Re-discovery of a double-sided drawing by Michelangelo in Rennes


6/11/10 – Discovery – Rennes, Musée des Beaux-Arts – Discovering a work by Michelangelo in a French public collection is no everyday thing. This incredible finding however did indeed turn up at the Musée des Beaux-Arts in Rennes while organizing a special-study exhibition on Marteen van Heemskerck and his altarpiece, Saint Luke Painting the Virgin which we will soon discuss on this site.

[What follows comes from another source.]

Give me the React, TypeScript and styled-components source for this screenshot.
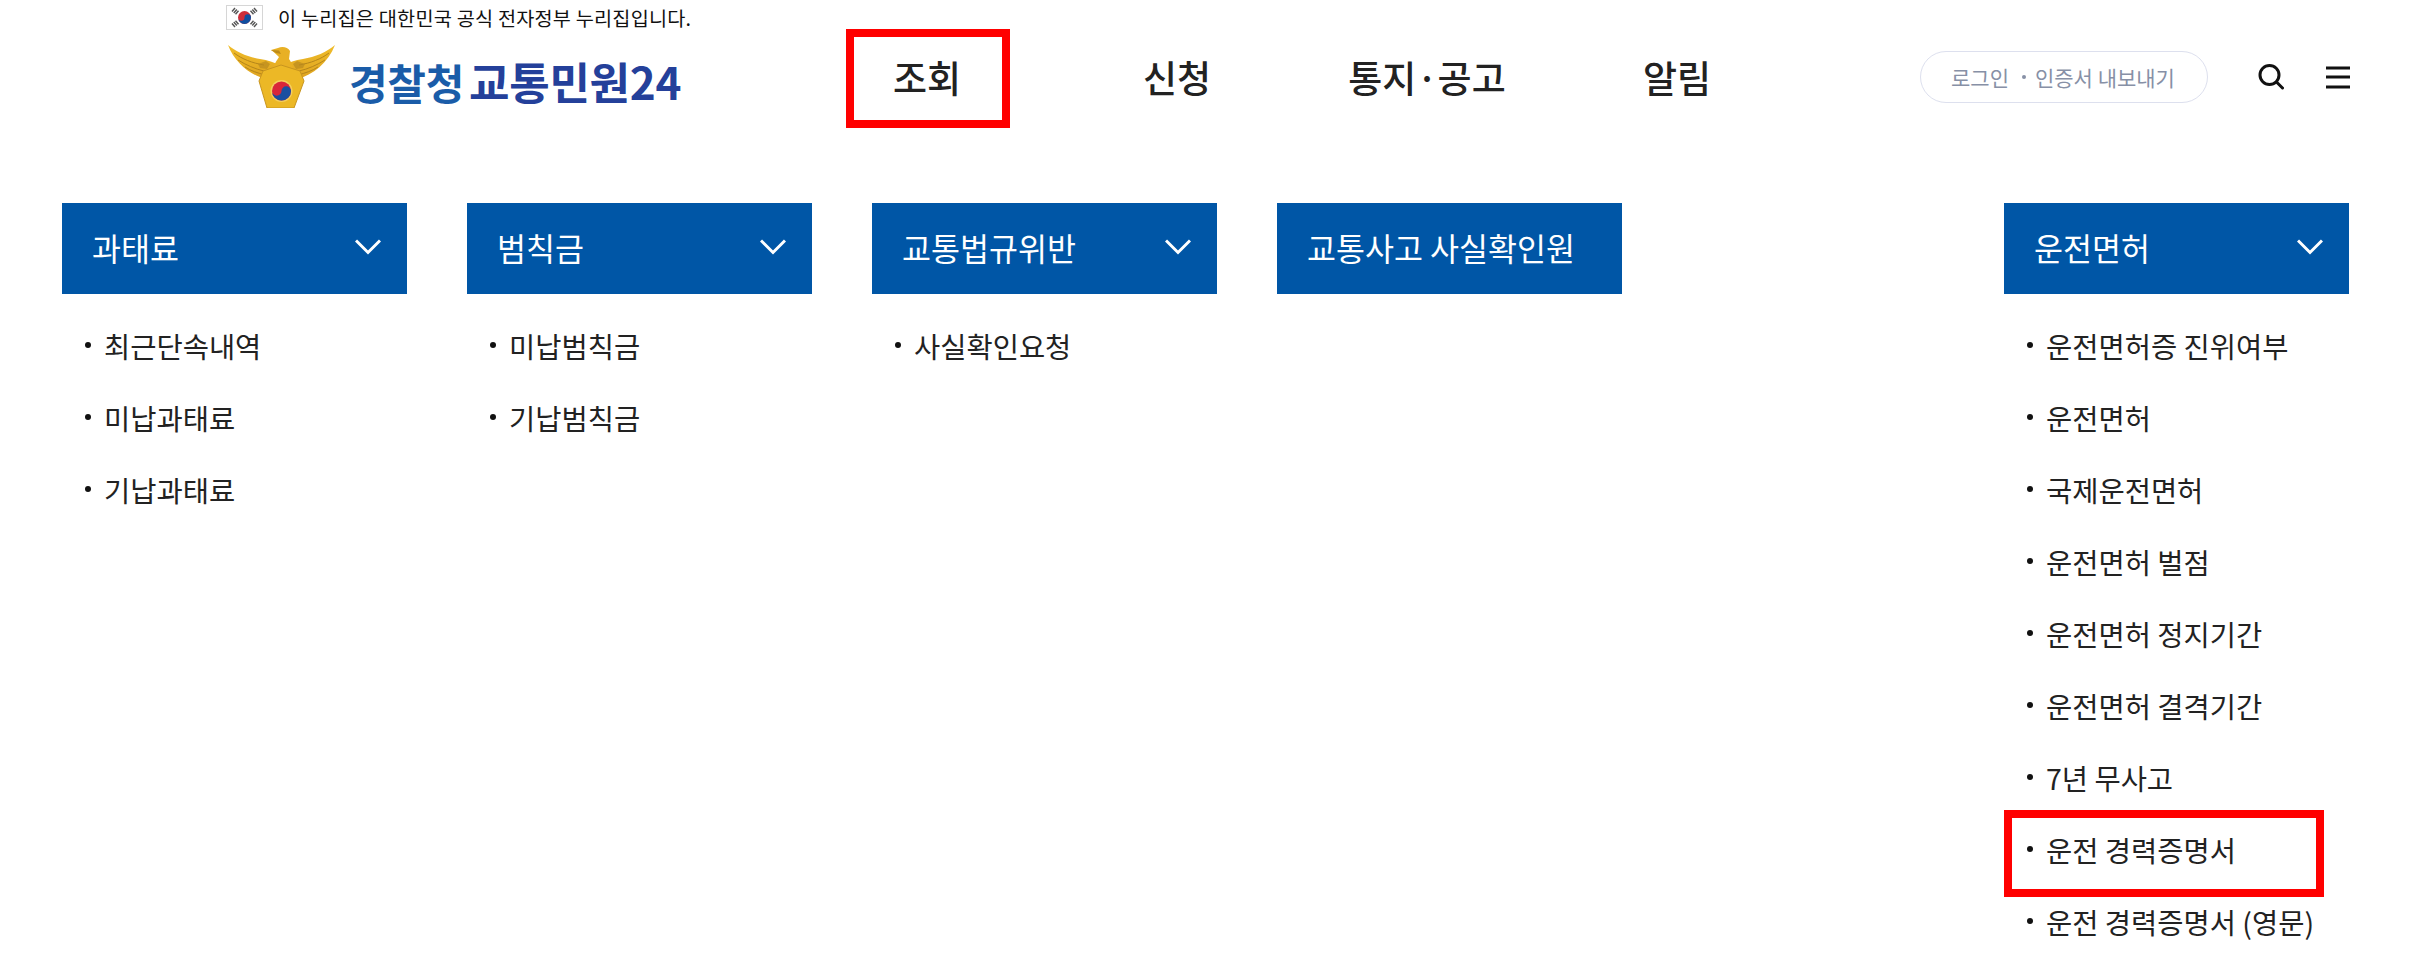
import React from "react";
import styled, { createGlobalStyle } from "styled-components";

const Global = createGlobalStyle`
  html, body { margin: 0; padding: 0; background: #fff; overflow: hidden; }
  body { font-family: "Noto Sans CJK KR", "Noto Sans", sans-serif; color: #222; }
  *, *::before, *::after { box-sizing: border-box; }
`;

const Page = styled.div`
  width: 2419px;
  height: 979px;
  overflow: hidden;
`;

const Header = styled.header`
  height: 203px;
  display: flex;
  align-items: flex-start;
  padding-left: 226px;
`;

const Brand = styled.div`
  width: 577px;
  padding-top: 5px;
  display: flex;
  flex-direction: column;
`;

const GovStrip = styled.div`
  height: 25px;
  display: flex;
  align-items: center;
  gap: 15px;
  font-size: 19.7px;
  letter-spacing: 0.2px;
  color: #111;
  white-space: nowrap;
`;

const LogoRow = styled.div`
  margin-top: 15px;
  margin-left: 2px;
  display: flex;
  align-items: center;
  gap: 14px;
`;

const LogoText = styled.div`
  display: flex;
  align-items: center;
  font-weight: 700;
  height: 63px;
  padding-top: 9px;
  white-space: nowrap;
`;

const LogoWord = styled.span<{ $color: string; $size: number; $gap?: number }>`
  color: ${(p) => p.$color};
  font-size: ${(p) => p.$size}px;
  letter-spacing: -0.3px;
  margin-right: ${(p) => p.$gap ?? 0}px;
`;

const Nav = styled.nav`
  display: flex;
  margin-top: 29px;
`;

const NavItem = styled.div`
  width: 250px;
  height: 99px;
  display: flex;
  justify-content: center;
`;

const NavLabel = styled.a<{ $marked?: boolean }>`
  width: 164px;
  height: 99px;
  display: flex;
  align-items: center;
  justify-content: center;
  padding: 0 2px 4px 0;
  font-size: 37px;
  font-weight: 500;
  color: #222;
  white-space: nowrap;
  border: 8px solid ${(p) => (p.$marked ? "#ff0000" : "transparent")};
`;

const Tools = styled.div`
  margin-left: auto;
  margin-top: 51px;
  padding-right: 69px;
  display: flex;
  align-items: center;
`;

const LoginPill = styled.div`
  width: 288px;
  height: 52px;
  border: 1px solid #dde0ee;
  border-radius: 26px;
  display: flex;
  align-items: center;
  padding-left: 30px;
  font-size: 21px;
  color: #8790a6;
  white-space: nowrap;
  margin-right: 50px;
`;

const PillDot = styled.span`
  width: 4px;
  height: 4px;
  border-radius: 50%;
  background: #8790a6;
  margin: 0 9px 0 13px;
`;

const IconButton = styled.button<{ $gap?: number }>`
  padding: 0;
  border: 0;
  background: none;
  display: flex;
  margin-right: ${(p) => p.$gap ?? 0}px;
`;

const Columns = styled.main`
  display: flex;
  gap: 60px;
  padding: 0 70px 0 62px;
`;

const Column = styled.section<{ $pushed?: boolean }>`
  width: 345px;
  flex: none;
  margin-left: ${(p) => (p.$pushed ? "auto" : "0")};
`;

const ColumnHead = styled.div`
  height: 91px;
  background: #0056a6;
  color: #fff;
  display: flex;
  align-items: center;
  justify-content: space-between;
  padding: 0 26px 3px 30px;
  font-size: 31.5px;
  white-space: nowrap;
`;

const Items = styled.ul`
  list-style: none;
  margin: 18px 0 0;
  padding: 0;
`;

const Item = styled.li<{ $marked?: boolean }>`
  position: relative;
  height: 72px;
  display: flex;
  align-items: center;
  padding-left: 42px;
  padding-bottom: 6px;
  font-size: 28.5px;
  color: #222;
  white-space: nowrap;
  &::before {
    content: "";
    position: absolute;
    left: 23px;
    top: 30px;
    width: 6px;
    height: 6px;
    border-radius: 50%;
    background: #111;
  }
  ${(p) =>
    p.$marked &&
    `&::after {
      content: "";
      position: absolute;
      left: 0;
      top: -6px;
      width: 320px;
      height: 87px;
      border: 8px solid #ff0000;
    }`}
`;

const Flag = () => (
  <svg width="37" height="25" viewBox="0 0 37 25">
    <rect x="0.5" y="0.5" width="36" height="24" fill="#fff" stroke="#d6d6d6" />
    <circle cx="18.5" cy="12.5" r="6.5" fill="#cd2e3a" />
    <path d="M12 12.5a6.5 6.5 0 0 0 13 0a3.2 3.2 0 0 0-6.5 0a3.2 3.2 0 0 1-6.5 0z" fill="#0f4fa0" />
    <g stroke="#555" strokeWidth="1.4">
      <path d="M6 6.5l3-3.5M7.800 8l3-3.500M9.500 9.300l3-3.500" />
      <path d="M24.500 5.800l3 3.500M26.300 4.500l3 3.500M28 3l3 3.500" />
      <path d="M6 18.500l3 3.500M7.800 17l3 3.500M9.500 15.700l3 3.500" />
      <path d="M24.500 19.200l3-3.500M26.300 20.500l3-3.500M28 22l3-3.500" />
    </g>
  </svg>
);

const Emblem = () => (
  <svg width="107" height="63" viewBox="0 0 107 63">
    <defs>
      <linearGradient id="gold" x1="0" y1="0" x2="0" y2="1">
        <stop offset="0" stopColor="#f0bd2a" />
        <stop offset="1" stopColor="#dca01e" />
      </linearGradient>
    </defs>
    <path d="M0 0C8 7 20 12 32 14C40 15 46 17 52 21L52 38L38 34C22 30 7 18 0 0Z" fill="url(#gold)" />
    <path d="M107 0C99 7 87 12 75 14C67 15 61 17 55 21L55 38L69 34C85 30 100 18 107 0Z" fill="url(#gold)" />
    <path d="M6 8C14 14 24 18 36 20M10 15C18 20 27 24 36 26M17 22C23 26 30 28 37 30" stroke="#b5851a" strokeWidth="1" fill="none" />
    <path d="M101 8C93 14 83 18 71 20M97 15C89 20 80 24 71 26M90 22C84 26 77 28 70 30" stroke="#b5851a" strokeWidth="1" fill="none" />
    <path d="M30 19l8-3 4 3-3 5-7-1zM77 19l-8-3-4 3 3 5 7-1z" fill="#b98a1f" opacity="0.7" />
    <path d="M43 5L50 3C54 1 60 2 62 6L61 14C64 18 66 24 65 30L44 30C44 23 47 18 51 12C48 9 46 7 43 5Z" fill="#e8b024" />
    <path d="M43 5L51 5.500L53 9L48 8Z" fill="#bd8a18" />
    <path d="M35 26L53 20L72 26L76 36L66 63L39 63L31 36Z" fill="#ecb826" />
    <path d="M35 26L53 20L72 26L76 36L66 63L39 63L31 36Z" fill="none" stroke="#c8951f" strokeWidth="1" />
    <circle cx="53.500" cy="46" r="11" fill="#f3cf5e" />
    <circle cx="53.500" cy="46" r="9.500" fill="#d9263a" />
    <path d="M44 46a9.500 9.500 0 0 0 19 0a4.750 4.750 0 0 0-9.500 0a4.750 4.750 0 0 1-9.500 0z" fill="#1a4fa0" />
  </svg>
);

const Search = () => (
  <svg width="26" height="26" viewBox="0 0 26 26" fill="none" stroke="#111" strokeWidth="3" strokeLinecap="round">
    <circle cx="11.500" cy="11" r="9.500" />
    <path d="M18.500 18l6 6" />
  </svg>
);

const Burger = () => (
  <svg width="24" height="24" viewBox="0 0 24 24" fill="none" stroke="#111" strokeWidth="3">
    <path d="M0 3h24M0 12h24M0 22h24" />
  </svg>
);

const Chevron = () => (
  <svg width="26" height="16" viewBox="0 0 26 16" fill="none" stroke="#fff" strokeWidth="3">
    <path d="M1 1.500l12 12 12-12" />
  </svg>
);

type MenuColumn = {
  title: string;
  arrow: boolean;
  pushed?: boolean;
  items: string[];
};

const menu: MenuColumn[] = [
  { title: "과태료", arrow: true, items: ["최근단속내역", "미납과태료", "기납과태료"] },
  { title: "범칙금", arrow: true, items: ["미납범칙금", "기납범칙금"] },
  { title: "교통법규위반", arrow: true, items: ["사실확인요청"] },
  { title: "교통사고 사실확인원", arrow: false, items: [] },
  {
    title: "운전면허",
    arrow: true,
    pushed: true,
    items: [
      "운전면허증 진위여부",
      "운전면허",
      "국제운전면허",
      "운전면허 벌점",
      "운전면허 정지기간",
      "운전면허 결격기간",
      "7년 무사고",
      "운전 경력증명서",
      "운전 경력증명서 (영문)",
    ],
  },
];

const navLabels = ["조회", "신청", "통지·공고", "알림"];

export default function App() {
  return (
    <Page>
      <Global />
      <Header>
        <Brand>
          <GovStrip>
            <Flag />
            <span>이 누리집은 대한민국 공식 전자정부 누리집입니다.</span>
          </GovStrip>
          <LogoRow>
            <Emblem />
            <LogoText>
              <LogoWord $color="#1a5ca8" $size={42} $gap={5}>경찰청</LogoWord>
              <LogoWord $color="#24409a" $size={44}>교통민원24</LogoWord>
            </LogoText>
          </LogoRow>
        </Brand>
        <Nav>
          {navLabels.map((label, i) => (
            <NavItem key={label}>
              <NavLabel $marked={i === 0}>{label}</NavLabel>
            </NavItem>
          ))}
        </Nav>
        <Tools>
          <LoginPill>
            로그인
            <PillDot />
            인증서 내보내기
          </LoginPill>
          <IconButton $gap={42}>
            <Search />
          </IconButton>
          <IconButton>
            <Burger />
          </IconButton>
        </Tools>
      </Header>
      <Columns>
        {menu.map((col) => (
          <Column key={col.title} $pushed={col.pushed}>
            <ColumnHead>
              {col.title}
              {col.arrow && <Chevron />}
            </ColumnHead>
            <Items>
              {col.items.map((item) => (
                <Item key={item} $marked={item === "운전 경력증명서"}>
                  {item}
                </Item>
              ))}
            </Items>
          </Column>
        ))}
      </Columns>
    </Page>
  );
}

1. Michelangelo Buonarroti,
called Michelangelo (1475-1564)
Anatomic Study of a Man, front
Pencil and brown ink - 35 x 13.8 cm
Rennes, Musée des Beaux-Arts
Photo : Rennes, Musée des Beaux-Arts

2. Michelangelo Buonarroti,
called Michelangelo (1475-1564)
Nude Man, back
Pencil and brown ink - 35 x 13.8 cm
Rennes, Musée des Beaux-Arts
Photo : Rennes, Musée des Beaux-Art


The drawing (ill. 1) comes, as most of the others in Rennes, from the collection of the Marquis de Robien, where it was attributed to Andrea Boscoli. It was then ascribed to Michelangelo in the 19th century but this identification was then contested by most authors, including Berenson who, after rejecting it, then accepted it as possible but with no formal proof, and Tolnay who denied it outright. However, Sylvie Géguin, in an article on the “Nu maniériste” published in Connaissance des Arts in 1978, proposed once again Michelangelo’s name. This sheet was nonetheless still listed as being by an “Anonymous Florentine artist, between 1540 and 1550” in recent publications, notably in the catalogue for the Disegno exhibition presenting the museum’s Italian drawings.
Paul Joannides (who will publish this sheet in an article in La Revue des Musées de France appearing in 2011), convinced that the drawing could actually be by the master, asked that it be opened so that he could look at the back (ill. 2). Another nude study thus appeared as well as a signature which reads either “Lenardo” or “(A)lessandro” and which can be found on other drawings by the sculptor. This is then the final proof that the drawing is in fact by Michelangelo.